Para isso, Descartes apresenta-nos algumas regras para a moral provisória: Primeira, estipula seguir as regras existentes em cada país, que as leis e costumes sejam observados. Não tratando-se evidentemente de uma obediência cega, mas decorrente das necessidades de uma razão que avalia detidamente, ordenadamente a validade de cada uma delas. Segunda, postula que devemos ser resolutos e firmes em nossas ações, pois por maior incerteza que tenhamos devemos agir de modo que chegamos a algum lugar, mesmo que reconheçamos depois, que chegamos a um lugar errado. Pessoas que hesitam constantemente não chegam a lugar nenhum, como se andassem em círculos. Cada decisão tomada deve ser assumida com firmeza tal como uma hipótese científica, e devemos assumir a responsabilidade de nossas ações, e se errarmos, saberemos qual caminho não trilhar novamente. Terceira, pressupõe que as mudanças sejam feitas na consciência de cada um, que para o exercício da razão se torne uma maneira habitual de pensar, sem preconceitos. Quarta, a moral implica, principalmente, uma escolha de vida. Seja qualquer que seja, Descartes, por exemplo, dedicou-se à filosofia. As escolhas de vida através de uma moral provisória devem sempre buscar coerência e nitidez, para que possamos trilhar um caminho de acordo com o progresso e desenvolvimento pessoal. 

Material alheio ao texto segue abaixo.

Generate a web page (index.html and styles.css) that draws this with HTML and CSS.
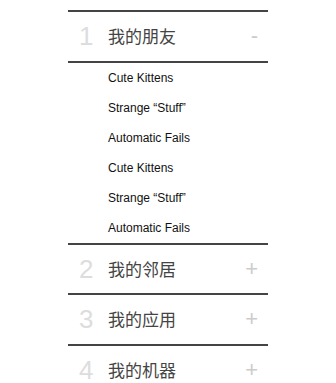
FILE: index.html
```html
<!DOCTYPE html>
<html lang="zh-CN">
<head>
    <meta charset="UTF-8">
    <meta name="viewport" content="width=device-width, initial-scale=1.0">
    <title>手风琴菜单</title>
    <link rel="stylesheet" href="styles.css">
</head>
<body>
    <div class="menu">
        <div class="section open">
            <div class="head">
                <span class="num">1</span>
                <span class="title">我的朋友</span>
                <span class="sign">-</span>
            </div>
            <ul class="sub">
                <li>Cute Kittens</li>
                <li>Strange “Stuff”</li>
                <li>Automatic Fails</li>
                <li>Cute Kittens</li>
                <li>Strange “Stuff”</li>
                <li>Automatic Fails</li>
            </ul>
        </div>
        <div class="section">
            <div class="head">
                <span class="num">2</span>
                <span class="title">我的邻居</span>
                <span class="sign">+</span>
            </div>
        </div>
        <div class="section">
            <div class="head">
                <span class="num">3</span>
                <span class="title">我的应用</span>
                <span class="sign">+</span>
            </div>
        </div>
        <div class="section">
            <div class="head">
                <span class="num">4</span>
                <span class="title">我的机器</span>
                <span class="sign">+</span>
            </div>
        </div>
    </div>
</body>
</html>
```

FILE: styles.css
```css
body {
    margin: 0;
    background: #fff;
    font-family: "Liberation Sans", Arial, "Noto Sans CJK SC", sans-serif;
}
.menu {
    width: 200px;
    margin: 10px 0 0 68px;
}
.head {
    display: flex;
    align-items: center;
    height: 48.5px;
    padding: 0 10px 0 11px;
    border-top: 2px solid #444;
    line-height: 22px;
}
.num {
    width: 29px;
    font-size: 26px;
    color: #ddd;
}
.title {
    flex: 1;
    font-family: "Noto Sans CJK SC", sans-serif;
    font-size: 17px;
    color: #444;
}
.sign {
    font-size: 22px;
    color: #ccc;
}
.sub {
    list-style: none;
    margin: 0;
    padding: 0;
    border-top: 2px solid #444;
}
.sub li {
    height: 30px;
    line-height: 30px;
    padding-left: 40px;
    font-size: 12px;
    color: #111;
}
```
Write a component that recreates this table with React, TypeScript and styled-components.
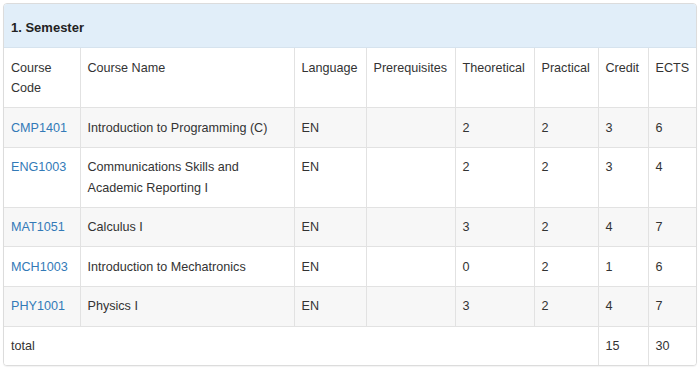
import React from "react";
import styled, { createGlobalStyle } from "styled-components";

const Global = createGlobalStyle`
  html, body { margin: 0; padding: 0; background: #fff; }
  body { font-family: "Liberation Sans", Arial, sans-serif; font-size: 12.6px; color: #333; }
`;

const Panel = styled.div`
  margin: 3px;
  width: 694px;
  box-sizing: border-box;
  border: 1px solid #dcdcdc;
  border-radius: 4px;
  overflow: hidden;
  background: #fff;
  box-shadow: 0 1px 1px rgba(0,0,0,0.05);
`;

const Heading = styled.div`
  height: 44px;
  box-sizing: border-box;
  display: flex;
  align-items: center;
  padding: 4px 7px 0;
  background: #e1eef9;
  border-bottom: 1px solid #d6e3ee;
  font-weight: bold;
  font-size: 13px;
  color: #222;
`;

const Table = styled.table`
  width: 100%;
  border-collapse: collapse;
  table-layout: fixed;
`;

const Cell = styled.td`
  padding: 9.5px 7px 8.6px 7px;
  line-height: 20.5px;
  vertical-align: top;
  text-align: left;
  font-weight: normal;
  border-left: 1px solid #e2e2e2;
  border-top: 1px solid #e2e2e2;
  &:first-child { border-left: none; }
`;

const Row = styled.tr<{ $striped?: boolean; $first?: boolean }>`
  background: ${(p) => (p.$striped ? "#f7f7f7" : "#fff")};
  ${(p) => (p.$first ? "td { border-top: none; }" : "")}
`;

const Link = styled.a`
  color: #337ab7;
  text-decoration: none;
`;

const cols = [76, 214, 72, 89, 79, 64, 50, 50];

const courses = [
  ["CMP1401", "Introduction to Programming (C)", "EN", "", "2", "2", "3", "6"],
  ["ENG1003", "Communications Skills and Academic Reporting I", "EN", "", "2", "2", "3", "4"],
  ["MAT1051", "Calculus I", "EN", "", "3", "2", "4", "7"],
  ["MCH1003", "Introduction to Mechatronics", "EN", "", "0", "2", "1", "6"],
  ["PHY1001", "Physics I", "EN", "", "3", "2", "4", "7"],
];

const headers = ["Course Code", "Course Name", "Language", "Prerequisites", "Theoretical", "Practical", "Credit", "ECTS"];

export default function App() {
  return (
    <>
      <Global />
      <Panel>
        <Heading>1. Semester</Heading>
        <Table>
          <colgroup>
            {cols.map((w, i) => (
              <col key={i} style={{ width: w }} />
            ))}
          </colgroup>
          <tbody>
            <Row $first>
              {headers.map((h) => (
                <Cell key={h}>{h}</Cell>
              ))}
            </Row>
            {courses.map((c, i) => (
              <Row key={c[0]} $striped={i % 2 === 0}>
                <Cell>
                  <Link href="#">{c[0]}</Link>
                </Cell>
                {c.slice(1).map((v, j) => (
                  <Cell key={j}>{v}</Cell>
                ))}
              </Row>
            ))}
            <Row>
              <Cell colSpan={6}>total</Cell>
              <Cell>15</Cell>
              <Cell>30</Cell>
            </Row>
          </tbody>
        </Table>
      </Panel>
    </>
  );
}
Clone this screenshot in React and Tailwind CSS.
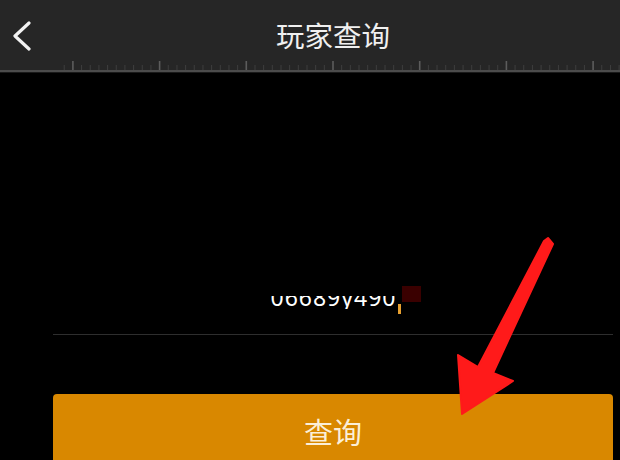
import React from "react";

const font = { fontFamily: '"Noto Sans CJK SC", "Noto Sans", sans-serif' };

function Ruler() {
  const ticks = [];
  const step = 8.67;
  for (let i = -40; i <= 40; i++) {
    const x = 333 + i * step;
    if (x < 64 || x > 620) continue;
    const major = ((i % 10) + 10) % 10 === 0;
    ticks.push(
      <line key={i} x1={x} x2={x} y1={major ? 0 : 4} y2={9} stroke={major ? "#5c5c5c" : "#3e3e3e"} strokeWidth={major ? 1.6 : 1} />
    );
  }
  return (
    <svg width="620" height="9" className="block">
      {ticks}
    </svg>
  );
}

export default function App() {
  return (
    <div className="relative w-[620px] h-[460px] overflow-hidden bg-black" style={font}>
      <div className="h-[73px] bg-[#262626] flex flex-col">
        <div className="relative flex-1 flex items-center justify-center">
          <svg width="22" height="32" viewBox="0 0 22 32" className="absolute left-[10px] top-[21px]">
            <polyline points="19,2 5,15 19,28" fill="none" stroke="#f2f2f2" strokeWidth="3.2" strokeLinecap="round" strokeLinejoin="round" />
          </svg>
          <span className="text-[28.5px] text-[#f0f0f0] leading-none mt-[10px] ml-[46px]">玩家查询</span>
        </div>
        <Ruler />
        <div className="h-[2px] bg-[#4c4c4c]" />
        <div className="h-[1px] bg-[#1a1a1a]" />
      </div>

      <div className="ml-[53px] mr-[7px]">
        <div className="h-[262px] flex items-end justify-center pb-[25px] border-b border-[#2e2e2e]">
          <div className="flex items-end ml-[26px]">
            <div className="h-[13px] overflow-hidden flex items-end">
              <span className="text-[23px] leading-[23px] text-white tracking-[1px]" style={{ fontFamily: '"Noto Sans", sans-serif' }}>06689y490</span>
            </div>
            <div className="w-[3px] h-[10px] bg-[#e8a030] ml-[2px] mb-[-5px]" />
            <div className="w-[19px] h-[16px] bg-[#3a0000] ml-[1px] mb-[7px]" />
          </div>
        </div>
        <div className="mt-[59px] h-[80px] bg-[#d98800] rounded-[4px] flex justify-center pt-[23px]">
          <span className="text-[29px] leading-none text-[#fbefd8]">查询</span>
        </div>
      </div>

      <svg width="620" height="460" className="absolute left-0 top-0 pointer-events-none">
        <polygon
          points="544,241 548,238 553,244 493,373 513,381 462,414 458,355 478,367"
          fill="#ff1a1a"
          stroke="#ff1a1a"
          strokeWidth="2"
          strokeLinejoin="round"
        />
      </svg>
    </div>
  );
}
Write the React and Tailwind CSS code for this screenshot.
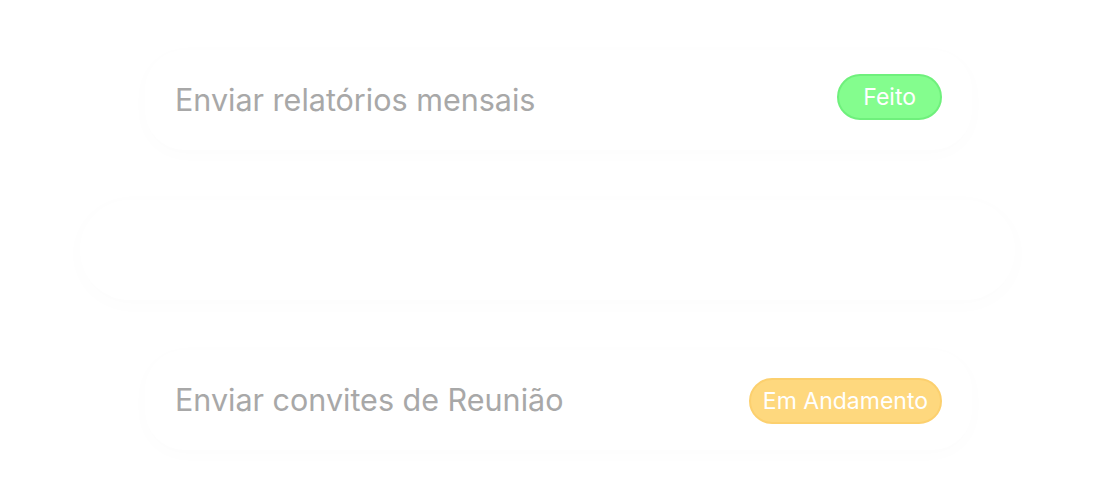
export default function App() {
  const font = { fontFamily: "Inter, 'Noto Sans', sans-serif" };
  return (
    <div className="w-[1096px] h-[500px] bg-white overflow-hidden relative" style={font}>
      <div className="absolute top-0 left-0 right-0 flex justify-between px-[72px] pt-[6px] text-[20px] text-white">
        <span>Nome da Tarefa</span>
        <span>Status Tarefa</span>
      </div>
      <div className="flex flex-col gap-[50px] pt-[50px]">
        <div className="ml-[145px] w-[827px] h-[100px] flex items-center justify-between pl-[30px] pr-[30px] rounded-[40px] shadow-[0_4px_20px_rgba(0,0,0,0.015)]">
          <span className="text-[30.5px] text-[#a8a8a8]">Enviar relatórios mensais</span>
          <span className="h-[46px] px-[24px] mb-[6px] flex items-center rounded-full bg-[#84fd8e] border-2 border-[#6ff07c] text-white text-[23px]">Feito</span>
        </div>
        <div className="ml-[80px] w-[935px] h-[100px] flex items-center justify-between pl-[35px] pr-[35px] rounded-[50px] shadow-[0_4px_24px_rgba(0,0,0,0.015)]">
          <span className="text-[32px] text-white font-medium">Enviar E-Mail para Equipe LEADS</span>
          <span className="h-[50px] px-[26px] flex items-center rounded-full bg-white text-white text-[24px]">Feito</span>
        </div>
        <div className="ml-[145px] w-[827px] h-[100px] flex items-center justify-between pl-[30px] pr-[30px] rounded-[40px] shadow-[0_4px_20px_rgba(0,0,0,0.015)]">
          <span className="text-[30.5px] text-[#a8a8a8]">Enviar convites de Reunião</span>
          <span className="h-[46px] px-[12px] mb-[-2px] flex items-center rounded-full bg-[#fed87e] border-2 border-[#fcd06e] text-white text-[23px]">Em Andamento</span>
        </div>
      </div>
    </div>
  );
}
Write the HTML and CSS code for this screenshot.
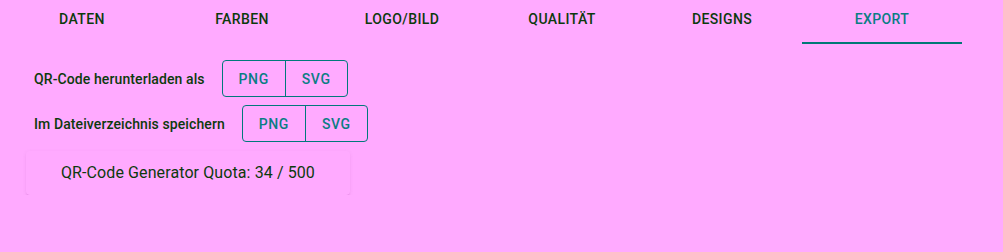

Agora que temos uma base sobre a moral provisória, vamos a análise da letra propriamente dita. Os espaçamentos da letra da música foram ajustados para a reflexão da mesma. A forma que vou fazer análise é de maneira comentada, na letra acima há números indicativos que vão se correlacionar com os comentários analíticos a seguir:

[1] A primeira parte inicia-se afirmando que tudo o que o eu-lírico* compra não é dele, podemos interpretar de duas formas: A primeira, se tudo o que produzimos é fruto de nosso trabalho, somos dignificados por isso e isso nos pertence. Logo, ao compramos algo no mundo, este algo não nos pertence, pois não foi produzido por nós. Segunda, que nossa essência não são bens materiais, apontados pelo fetichismo da mercadoria, então não é nosso o que compramos do mundo, este trecho aparenta claramente ser uma alusão ao pensamento de Marx; A partir daí, podemos ver uma alusão ao Nietzsche, o eu-lírico finge ser ateu para poder regular quem se perdeu na mesma busca de sua essência, na busca de sua autodescoberta. O que tornar-se imoral, ademais próprio Nietzsche criticava as formas como nós vemos a moral, fingir ser ateu para poder regular outrem fornecendo respostas e/ou induzir à determinada reflexão de mundo é incoerente.

[2] Aqui nós podemos ver que o eu-lírico faz uma menção direta ao sistema educacional, apontando subjetivamente uma relação de troca, o aluno vai a pé para a escola para ser educado, levando consigo uma maçã a pé para entregar à professora, ou seja, o caminho para poder estudar é mais árduo e mesmo assim, ele tem que dar algo em troca do saber. De certo modo, uma crítica à meritocracia. 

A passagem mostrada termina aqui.